Warner Bros. Discovery Rejects Paramount’s Revised Offer, Labels It a “Leveraged Buyout”
Warner Bros. Discovery has again rejected Paramount’s revised takeover bid, calling it a risky leveraged buyout and urging shareholders to back its Netflix deal instead.
The battle over Warner Bros. Discovery and its vast portfolio of film and television assets — including franchises such as Harry Potter, Game of Thrones, and DC Comics — continues, with the company once again rejecting a takeover bid from Paramount and Skydance.
On Wednesday, Warner Bros. Discovery said its board had unanimously rejected Paramount’s revised $108.4 billion proposal, describing the offer as a “leveraged buyout” that would saddle the company with approximately $87 billion in debt.
In a letter to shareholders, WBD urged investors to vote against Paramount’s proposal, warning that the “extraordinary amount” of debt required to finance the transaction significantly increases the risk that the deal will not close. Instead, the company reiterated its support for an earlier $82.7 billion agreement with Netflix involving the sale of its film and television studio assets.
Paramount had been widely rumoured to be a potential buyer of WBD before the Netflix transaction was announced. After Warner Bros. Discovery’s board opted to proceed with Netflix, Paramount bypassed the board and went directly to shareholders in early December with an all-cash offer of $30 per share. WBD rejected the bid, calling it “illusory” and arguing that Paramount lacked the financial capacity to support it, while continuing to recommend the Netflix cash-and-stock deal.
Paramount later returned with additional assurances, including a $40 billion financing guarantee from its CEO David Ellison’s father, Larry Ellison, along with plans to raise $54 billion in debt to fund the acquisition.
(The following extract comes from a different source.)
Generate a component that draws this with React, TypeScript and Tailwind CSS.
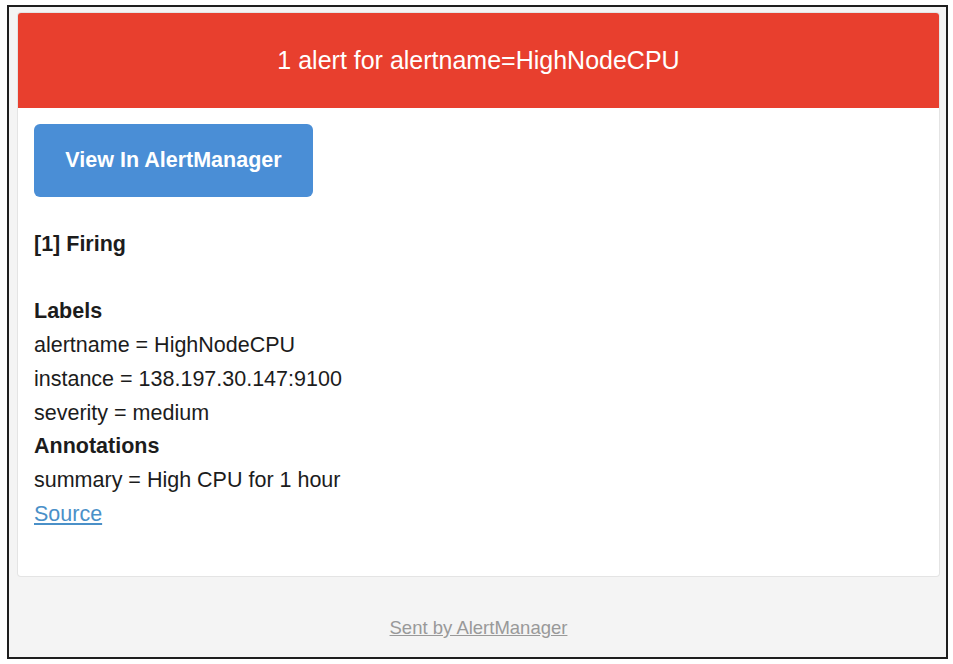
import React from "react";

export default function App() {
  const font = { fontFamily: '"Liberation Sans", Arial, Helvetica, sans-serif' };
  return (
    <div className="w-[953px] h-[664px] bg-white pt-[5px] pl-[7px]" style={font}>
      <div className="w-[941px] h-[654px] border-2 border-[#1e1e1e] bg-[#f4f4f4] pt-[6px] pl-[9px] pr-[7px] flex flex-col">
        <div className="h-[563px] bg-white rounded-[3px] overflow-hidden shadow-[0_0_0_1px_#e4e4e4]">
          <div className="h-[95px] bg-[#e83f2e] flex items-center justify-center text-white text-[25px] leading-none">
            1 alert for alertname=HighNodeCPU
          </div>
          <div className="pt-[16px] pl-[16px] text-[#1c1c1c]">
            <div className="w-[279px] h-[73px] rounded-[6px] bg-[#4a8ed6] flex items-center justify-center text-white font-bold text-[21.5px]">
              View In AlertManager
            </div>
            <div className="mt-[31px] text-[21.5px] leading-[33.7px]">
              <div className="font-bold">[1] Firing</div>
              <div className="h-[33.7px]"></div>
              <div className="font-bold">Labels</div>
              <div>alertname = HighNodeCPU</div>
              <div>instance = 138.197.30.147:9100</div>
              <div>severity = medium</div>
              <div className="font-bold">Annotations</div>
              <div>summary = High CPU for 1 hour</div>
              <div>
                <a className="text-[#4a90c8] underline">Source</a>
              </div>
            </div>
          </div>
        </div>
        <div className="flex justify-center pt-[41px]">
          <a className="text-[#999999] underline text-[18.5px] leading-[21px]">Sent by AlertManager</a>
        </div>
      </div>
    </div>
  );
}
Warner Bros. Discovery said those measures were insufficient. In a statement, the company noted that Paramount, with a market capitalisation of roughly $14 billion, was pursuing a transaction that would require $94.65 billion in combined debt and equity financing, which is approximately seven times its market value. WBD said the structure posed substantially greater risks to shareholders than the “conventional structure” of the Netflix deal.
The company also questioned Paramount’s ability to operate effectively following such a highly leveraged acquisition, arguing that the additional borrowing would further strain Paramount’s already “junk-rated” credit profile.
Warner Bros. Discovery highlighted concerns about Paramount’s negative free cash flow, noting that an acquisition of this scale would likely worsen its financial position. By contrast, WBD cited Netflix’s stronger balance sheet, including an approximately $400 billion market capitalisation, investment-grade credit ratings (A/A3), and estimated free cash flow exceeding $12 billion in 2026.
Netflix responded positively to WBD’s decision, saying the merger would unite “highly complementary strengths” and reflect a shared commitment to storytelling.